Extract everything from the first line through the line with "import clsx from", both ends included, except for any pictures.

■ DATA EXTRACT:

** START **

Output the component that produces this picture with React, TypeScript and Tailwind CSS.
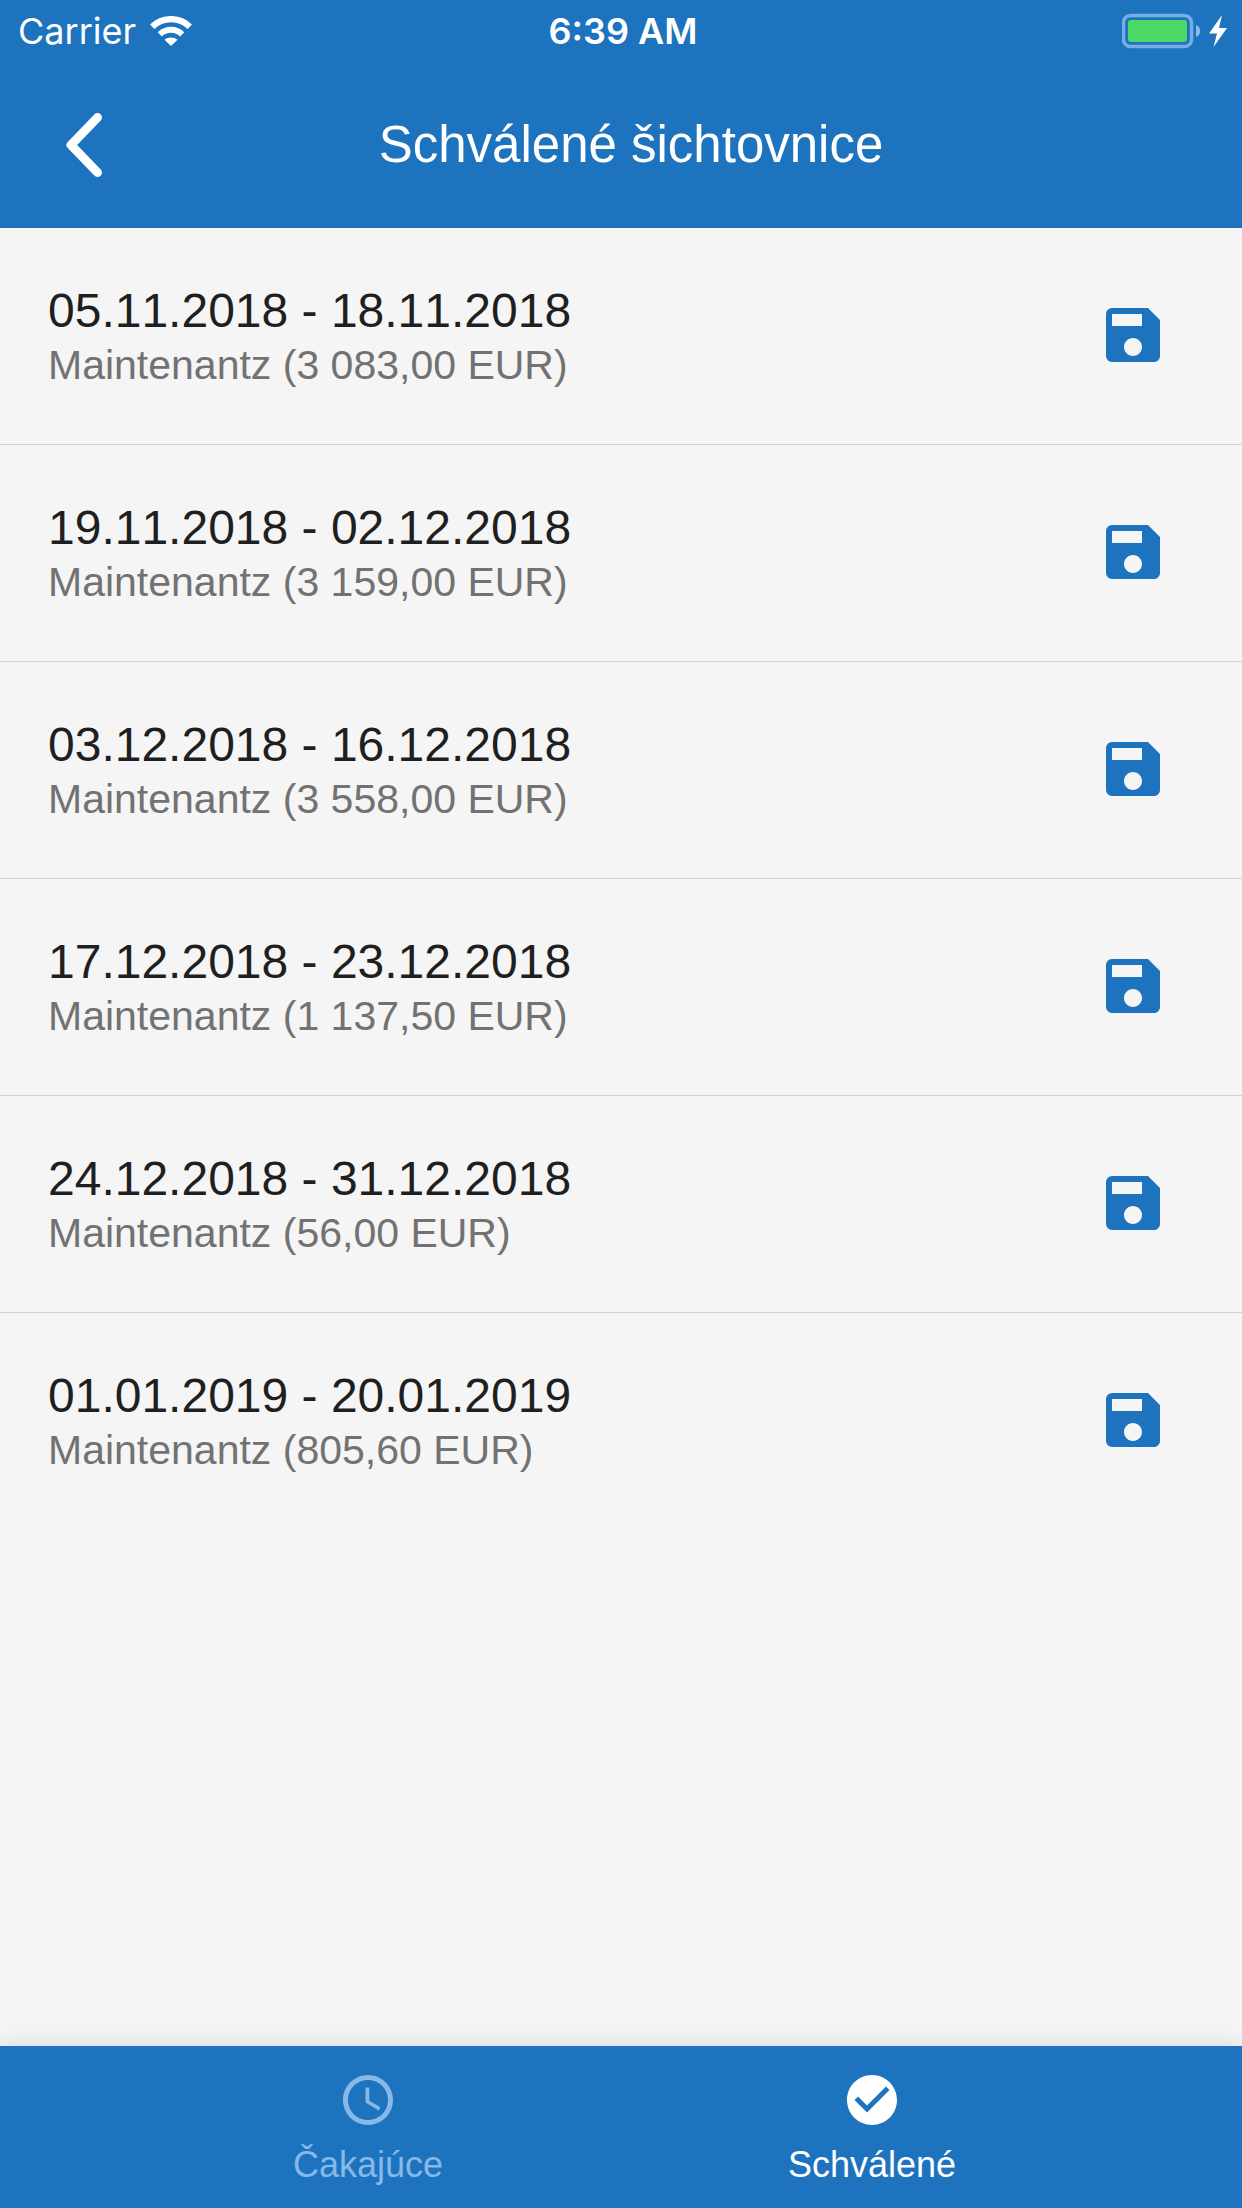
import { useState } from "react"
import { MdCheckCircle, MdSave, MdSchedule } from "react-icons/md"
import clsx from "clsx"

const timesheets = [
  { id: 1, period: "05.11.2018 - 18.11.2018", client: "Maintenantz", amount: "3 083,00 EUR" },
  { id: 2, period: "19.11.2018 - 02.12.2018", client: "Maintenantz", amount: "3 159,00 EUR" },
  { id: 3, period: "03.12.2018 - 16.12.2018", client: "Maintenantz", amount: "3 558,00 EUR" },
  { id: 4, period: "17.12.2018 - 23.12.2018", client: "Maintenantz", amount: "1 137,50 EUR" },
  { id: 5, period: "24.12.2018 - 31.12.2018", client: "Maintenantz", amount: "56,00 EUR" },
  { id: 6, period: "01.01.2019 - 20.01.2019", client: "Maintenantz", amount: "805,60 EUR" },
]

const tabs = [
  { id: "pending", label: "Čakajúce", icon: MdSchedule },
  { id: "approved", label: "Schválené", icon: MdCheckCircle },
]

function WifiIcon() {
  return (
    <svg viewBox="0 0 42 30" className="h-[30px] w-[42px]" fill="none" aria-hidden="true">
      <path d="M2.200 10.800C12.500 0.500 29.500 0.500 39.800 10.800" stroke="currentColor" strokeWidth="6.200" />
      <path d="M9.800 18.400C16 12.200 26 12.200 32.200 18.400" stroke="currentColor" strokeWidth="6" />
      <path d="M14.500 23.800C18.200 20.800 23.800 20.800 27.500 23.800L21 30Z" fill="currentColor" />
    </svg>
  )
}

function BatteryIcon() {
  return (
    <svg viewBox="0 0 106 36" className="h-9 w-[106px]" fill="none" aria-hidden="true">
      <rect x="1.5" y="2.5" width="68" height="31" rx="7" stroke="#78ade3" strokeWidth="3.5" />
      <rect x="6" y="7" width="59" height="22" rx="3" fill="#4cd964" />
      <path d="M74 12C79.5 13.5 79.5 22.500 74 24Z" fill="#8ab9e8" />
      <path d="M100 2L87 20.500H95L91.500 34L105 15H97Z" fill="white" />
    </svg>
  )
}

function StatusBar() {
  return (
    <div className="grid h-[62px] grid-cols-[1fr_auto_1fr] items-center pr-[14px] pl-[18px] font-['Inter',sans-serif] text-4xl">
      <div className="flex items-center gap-[14px]">
        <span>Carrier</span>
        <WifiIcon />
      </div>
      <span className="font-semibold">6:39 AM</span>
      <div className="flex justify-end">
        <BatteryIcon />
      </div>
    </div>
  )
}

function Header() {
  return (
    <header className="bg-[#1e73be] text-white">
      <StatusBar />
      <div className="flex h-[166px] items-center pr-[124px]">
        <button type="button" aria-label="Späť" className="flex h-36 w-36 items-center justify-center pl-6">
          <svg viewBox="0 0 36 64" className="h-16 w-9" fill="none" aria-hidden="true">
            <path d="M31.500 4.500L5 32L31.500 59.500" stroke="currentColor" strokeWidth="9" strokeLinecap="round" strokeLinejoin="round" />
          </svg>
        </button>
        <h1 className="flex-1 text-center text-[51px] leading-15">Schválené šichtovnice</h1>
      </div>
    </header>
  )
}

export default function App() {
  const [activeTab, setActiveTab] = useState("approved")

  return (
    <div className="flex min-h-screen flex-col bg-[#f5f5f5] font-['Liberation_Sans',Arial,sans-serif]">
      <Header />

      <main className="flex-1">
        <ul className="divide-y divide-[#d4d4d4]">
          {timesheets.map((sheet) => (
            <li key={sheet.id} className="flex items-start justify-between pt-[55px] pb-[53px] pr-[37px] pl-12">
              <div>
                <p className="text-5xl leading-14 text-[#1f1f1f] [font-kerning:none]">{sheet.period}</p>
                <p className="text-[41px] leading-13 text-[#727272]">
                  {sheet.client} ({sheet.amount})
                </p>
              </div>
              <button type="button" aria-label={`Uložiť ${sheet.period}`} className="px-9 py-4 text-[#1e73be]">
                <MdSave className="size-18" />
              </button>
            </li>
          ))}
        </ul>
      </main>

      <nav className="flex justify-center bg-[#1e73be] pr-0.5 shadow-[0_0_24px_rgba(0,0,0,0.12)]">
        {tabs.map(({ id, label, icon: Icon }) => (
          <button
            key={id}
            type="button"
            aria-current={activeTab === id ? "page" : undefined}
            onClick={() => setActiveTab(id)}
            className={clsx(
              "flex w-[504px] flex-col items-center gap-3 pt-6 pb-5",
              activeTab === id ? "text-white" : "text-[#86b8e9]"
            )}
          >
            <Icon className="size-15" />
            <span className="text-4xl leading-[46px]">{label}</span>
          </button>
        ))}
      </nav>
    </div>
  )
}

** END **

■ RESULT OF THIS EXERCISE:
Output the component that produces this picture with React, TypeScript and Tailwind CSS.
import { useState } from "react"
import { MdCheckCircle, MdSave, MdSchedule } from "react-icons/md"
import clsx from "clsx"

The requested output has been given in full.